The ASX200 closed at a four-month low. Sellers savaged the banking sector after the RBA commenced a more aggressive rate-hiking cycle and as Australian consumer confidence fell to its lowest level since mid-August 2020 as a result of rising cost-of-living pressures.

Here are the top five things to watch in markets this week.

1. FOMC to raise rates by 50 basis points

The FOMC meets on Thursday and will deliver a second consecutive 50 basis-point hike to take the cash rate from a range of 0.75 per cent to 1 per cent, to a range of 1.25 per cent to 1.5 per cent.

The surprisingly high May inflation data means the accompanying statement will be hawkish and reiterate that inflation is unacceptably high.

2. Australian labour force report

The labour force report for May is due to be released on Thursday. The market is looking for a 25,000 rise in employment and for the unemployment rate to decline from 3.9 per cent in April to 3.8 per cent in May.

3. Bank of England to raise rates

The Bank of England meets on Thursday and is expected to hike rates from 1 per cent to 1.25 per cent. However, as inflation in the UK last clocked in at 9 per cent year on year, a 50 basis-point rate hike cannot be ruled out.

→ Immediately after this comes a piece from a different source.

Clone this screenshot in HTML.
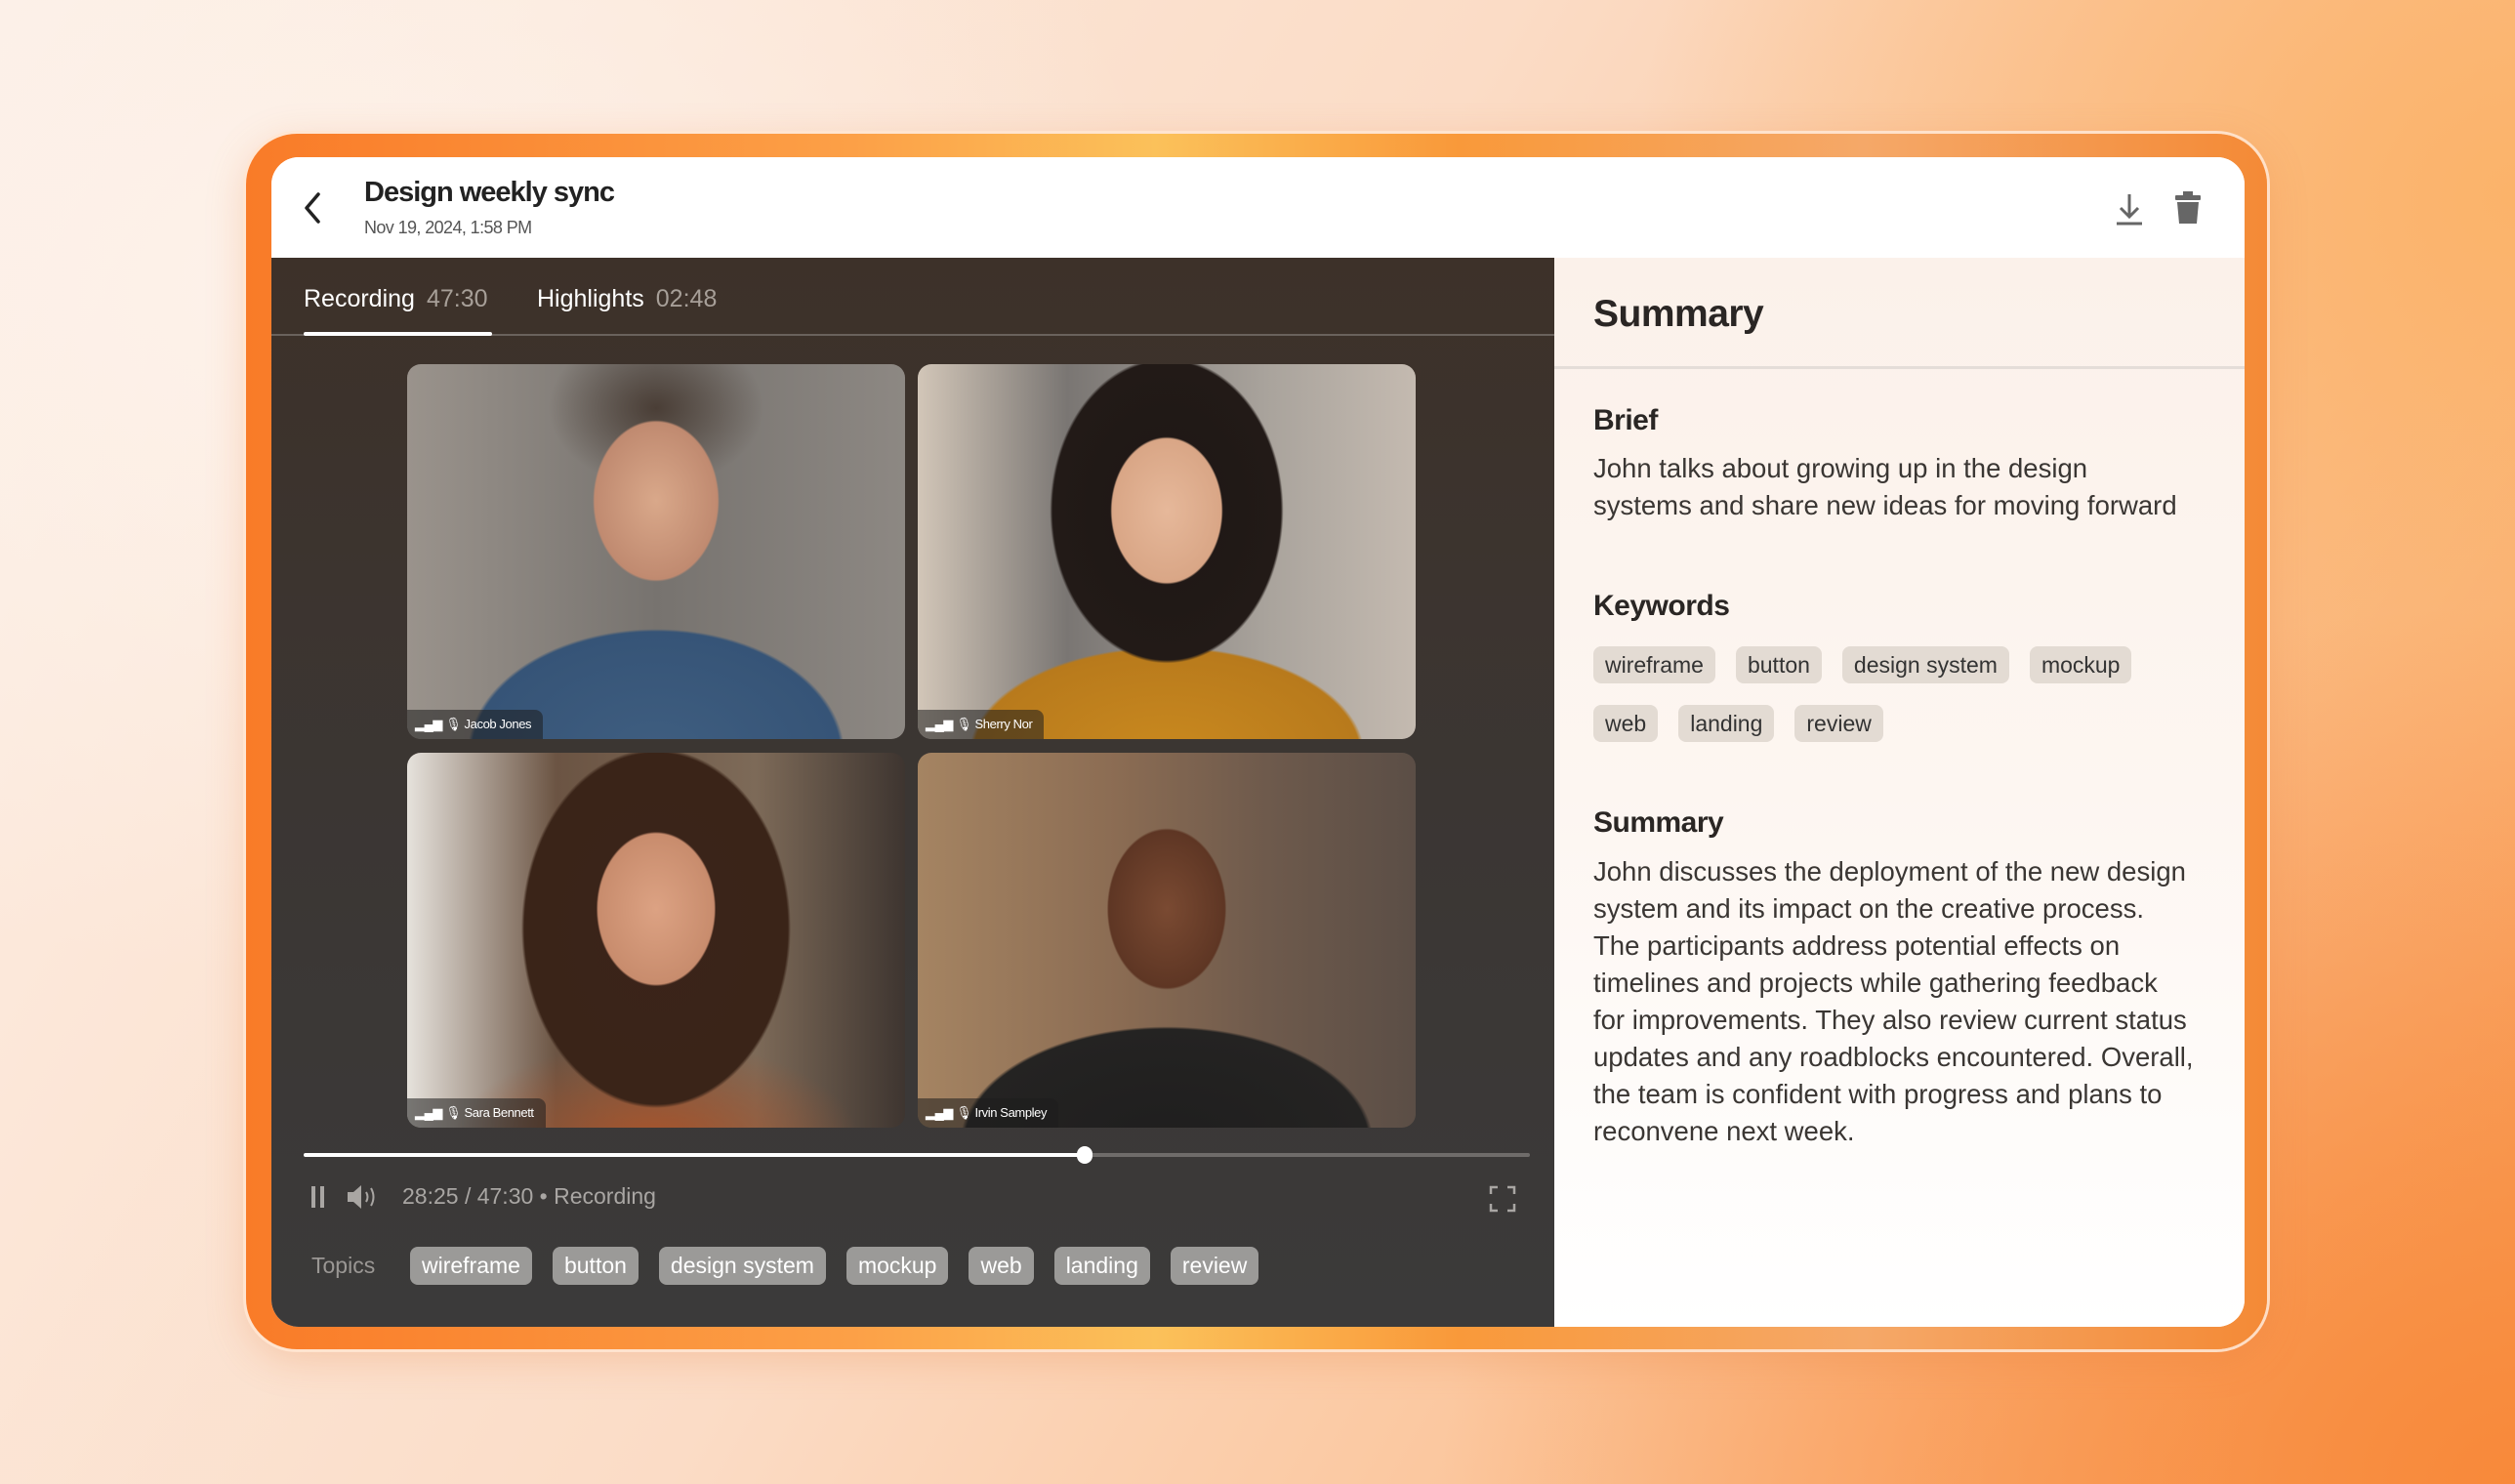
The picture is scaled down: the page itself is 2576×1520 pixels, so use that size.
<!DOCTYPE html>
<html><head><meta charset="utf-8"><style>
*{box-sizing:border-box;margin:0;padding:0}
body{width:2576px;height:1520px;overflow:hidden;font-family:"Liberation Sans",sans-serif;
background:radial-gradient(ellipse 900px 700px at 300px 300px,#fdf2ea 0%,rgba(253,240,230,0) 100%),
radial-gradient(ellipse 1100px 900px at 2576px 1520px,#f8893a 0%,rgba(248,137,58,0) 100%),
radial-gradient(ellipse 900px 800px at 2576px 200px,#fbb36a 0%,rgba(251,179,106,0) 100%),
linear-gradient(120deg,#fcefe6 0%,#fbdcc6 45%,#fbc193 75%,#f9a25e 100%);position:relative}
.frame{position:absolute;left:252px;top:137px;width:2070px;height:1245px;border-radius:52px;
background:linear-gradient(90deg,#f97b28 0%,#fca047 30%,#fbc15a 45%,#f9993a 60%,#f5a868 80%,#f48a36 100%);
box-shadow:0 0 0 3px rgba(255,230,210,.9),0 10px 40px rgba(230,120,50,.25)}
.card{position:absolute;left:278px;top:161px;width:2021px;height:1198px;border-radius:28px;overflow:hidden;background:#fff}
.hdr{position:absolute;left:0;top:0;width:100%;height:103px;background:#fff}
.title{position:absolute;left:95px;top:20px;font-size:29px;font-weight:bold;color:#222;letter-spacing:-1px}
.date{position:absolute;left:95px;top:62px;font-size:18px;color:#555;letter-spacing:-.6px}
.left{position:absolute;left:0;top:103px;width:1314px;height:1095px;background:linear-gradient(180deg,#3d3129 0%,#3b3633 50%,#3b3a3a 100%)}
.right{position:absolute;left:1314px;top:103px;width:707px;height:1095px;background:linear-gradient(180deg,#fbf1ea 0%,#fdf6f1 50%,#fff 100%)}
.tab{position:absolute;top:28px;font-size:25px;color:#fff}
.tab span{color:#a79f98;margin-left:12px}
.tile{position:absolute;width:510px;height:384px;border-radius:14px;overflow:hidden}
.lbl{position:absolute;left:0;bottom:0;height:30px;padding:0 12px 0 8px;background:rgba(30,30,30,.55);border-radius:0 8px 0 0;color:#fff;font-size:13px;line-height:30px;letter-spacing:-.4px;display:flex;align-items:center;gap:6px}
.chip{display:inline-block;background:#9b9a98;color:#fff;font-size:23px;border-radius:8px;height:39px;line-height:39px;padding:0 12px;margin-right:21px}
.kw{display:inline-block;background:#e3dbd3;color:#333;font-size:23px;border-radius:8px;height:38px;line-height:38px;padding:0 12px;margin-right:21px}
.h{position:absolute;left:40px;font-size:30px;font-weight:bold;color:#2a2624;letter-spacing:-.5px}
.p{position:absolute;left:40px;font-size:27.5px;line-height:38px;color:#3a3633;white-space:nowrap}
</style></head><body>
<div class="frame"></div>
<div class="card">
 <div class="hdr">
  <svg style="position:absolute;left:30px;top:34px" width="24" height="36" viewBox="0 0 24 36"><path d="M18 4 L6 18 L18 32" fill="none" stroke="#222" stroke-width="3.5" stroke-linecap="round" stroke-linejoin="round"/></svg>
  <div class="title">Design weekly sync</div>
  <div class="date">Nov 19, 2024, 1:58 PM</div>
  <svg style="position:absolute;left:1886px;top:35px" width="34" height="36" viewBox="0 0 34 36"><path d="M17 3 V26 M8 17 L17 26 L26 17 M4 33 H30" fill="none" stroke="#666" stroke-width="3"/></svg>
  <svg style="position:absolute;left:1948px;top:34px" width="30" height="36" viewBox="0 0 30 36"><rect x="10" y="1" width="10" height="4" fill="#666"/><rect x="2" y="5" width="26" height="5" rx="1" fill="#666"/><path d="M4 12 H26 L24 34 H6 Z" fill="#666"/></svg>
 </div>
 <div class="left">
  <div class="tab" style="left:33px">Recording<span>47:30</span></div>
  <div class="tab" style="left:272px">Highlights<span>02:48</span></div>
  <div style="position:absolute;left:0;top:78px;width:1314px;height:2px;background:#6a625c"></div>
  <div style="position:absolute;left:33px;top:76px;width:193px;height:4px;background:#fff;border-radius:2px"></div>

  <div class="tile" style="left:139px;top:109px;background:radial-gradient(ellipse 90px 115px at 255px 140px,#d9a88a 0%,#c08a70 70%,rgba(0,0,0,0) 72%),radial-gradient(ellipse 210px 140px at 255px 400px,#3f5e80 0%,#365477 90%,rgba(0,0,0,0) 92%),radial-gradient(ellipse 110px 80px at 255px 45px,#4a3e36 0%,rgba(0,0,0,0) 100%),linear-gradient(90deg,#9a938c,#77736f 50%,#8d8883)">
   <div class="lbl">▂▄▆ 🎙 Jacob Jones</div></div>
  <div class="tile" style="left:662px;top:109px;background:radial-gradient(ellipse 80px 105px at 255px 150px,#e6b89a 0%,#d9a686 70%,rgba(0,0,0,0) 72%),radial-gradient(ellipse 130px 170px at 255px 150px,#1d1715 0%,#221a17 90%,rgba(0,0,0,0) 92%),radial-gradient(ellipse 220px 120px at 255px 400px,#c9891f 0%,#b87a1c 90%,rgba(0,0,0,0) 92%),linear-gradient(90deg,#d2c6b8,#7a7673 30%,#a9a39c 70%,#c4bab0)">
   <div class="lbl">▂▄▆ 🎙 Sherry Nor</div></div>
  <div class="tile" style="left:139px;top:507px;background:radial-gradient(ellipse 85px 110px at 255px 160px,#dca283 0%,#c88c6d 70%,rgba(0,0,0,0) 72%),radial-gradient(ellipse 150px 200px at 255px 180px,#3b231a 0%,#3a2418 90%,rgba(0,0,0,0) 92%),radial-gradient(ellipse 220px 110px at 255px 400px,#a9532a 0%,rgba(0,0,0,0) 95%),linear-gradient(90deg,#e6e2dc,#6b5443 30%,#7d6a58 70%,#3e3530)">
   <div class="lbl">▂▄▆ 🎙 Sara Bennett</div></div>
  <div class="tile" style="left:662px;top:507px;background:radial-gradient(ellipse 85px 115px at 255px 160px,#7a4a32 0%,#5e3624 70%,rgba(0,0,0,0) 72%),radial-gradient(ellipse 230px 130px at 255px 400px,#1f1e1e 0%,#242322 90%,rgba(0,0,0,0) 92%),linear-gradient(90deg,#a58462,#8b6c53 40%,#6e5a4c 70%,#5b4e46)">
   <div class="lbl">▂▄▆ 🎙 Irvin Sampley</div></div>

  <div style="position:absolute;left:33px;top:917px;width:1256px;height:4px;background:#6f6c6a;border-radius:2px"></div>
  <div style="position:absolute;left:33px;top:917px;width:800px;height:4px;background:#fff;border-radius:2px"></div>
  <div style="position:absolute;left:825px;top:910px;width:16px;height:18px;background:#fff;border-radius:8px"></div>

  <svg style="position:absolute;left:38px;top:949px" width="20" height="26" viewBox="0 0 20 26"><rect x="3" y="2" width="4" height="22" fill="#a9a6a3"/><rect x="12" y="2" width="4" height="22" fill="#a9a6a3"/></svg>
  <svg style="position:absolute;left:76px;top:948px" width="36" height="28" viewBox="0 0 36 28"><path d="M2 9 H8 L16 2 V26 L8 19 H2 Z" fill="#a9a6a3"/><path d="M21 9 Q24 14 21 19 M26 5 Q31 14 26 23" fill="none" stroke="#a9a6a3" stroke-width="2"/></svg>
  <div style="position:absolute;left:134px;top:948px;font-size:23px;color:#a9a6a3">28:25 / 47:30 • Recording</div>
  <svg style="position:absolute;left:1247px;top:950px" width="28" height="28" viewBox="0 0 28 28"><path d="M2 9 V2 H9 M19 2 H26 V9 M26 19 V26 H19 M9 26 H2 V19" fill="none" stroke="#a9a6a3" stroke-width="2.5"/></svg>

  <div style="position:absolute;left:41px;top:1019px;font-size:23px;color:#9a9794">Topics</div>
  <div style="position:absolute;left:142px;top:1013px;white-space:nowrap;font-size:0">
   <span class="chip">wireframe</span><span class="chip">button</span><span class="chip">design system</span><span class="chip">mockup</span><span class="chip">web</span><span class="chip">landing</span><span class="chip">review</span>
  </div>
 </div>
 <div class="right">
  <div class="h" style="top:36px;font-size:39px">Summary</div>
  <div style="position:absolute;left:0;top:111px;width:707px;height:3px;background:#e4ddd8"></div>
  <div class="h" style="top:150px">Brief</div>
  <div class="p" style="top:197px">John talks about growing up in the design<br>systems and share new ideas for moving forward</div>
  <div class="h" style="top:340px">Keywords</div>
  <div style="position:absolute;left:40px;top:398px;font-size:0;width:660px">
   <span class="kw">wireframe</span><span class="kw">button</span><span class="kw">design system</span><span class="kw">mockup</span><br>
   <div style="height:22px"></div>
   <span class="kw">web</span><span class="kw">landing</span><span class="kw">review</span>
  </div>
  <div class="h" style="top:562px">Summary</div>
  <div class="p" style="top:610px">John discusses the deployment of the new design<br>system and its impact on the creative process.<br>The participants address potential effects on<br>timelines and projects while gathering feedback<br>for improvements. They also review current status<br>updates and any roadblocks encountered. Overall,<br>the team is confident with progress and plans to<br>reconvene next week.</div>
 </div>
</div>
</body></html>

4. Bank of Japan to stay dovish

The BOJ is expected to leave rates unchanged at -0.1 per cent and to continue to buy 10-year JGBs when necessary to keep rates at the 0.25 per cent cap.

The continuation of the Bank of Japan’s (BoJ) dovish policy up against the hawkish Federal Reserve should help USDJPY – the foreign exchange between the US dollar and the Japanese Yen – reach 140 Yen in the months ahead.

5. More pain for the big banks?

The financial sector plunged 9 per cent last week closing at 5960 on concerns over rising interest rates, slowing growth and a softer housing market. The financial sector needs to rebound back above roughly 6050 to avoid a deeper decline.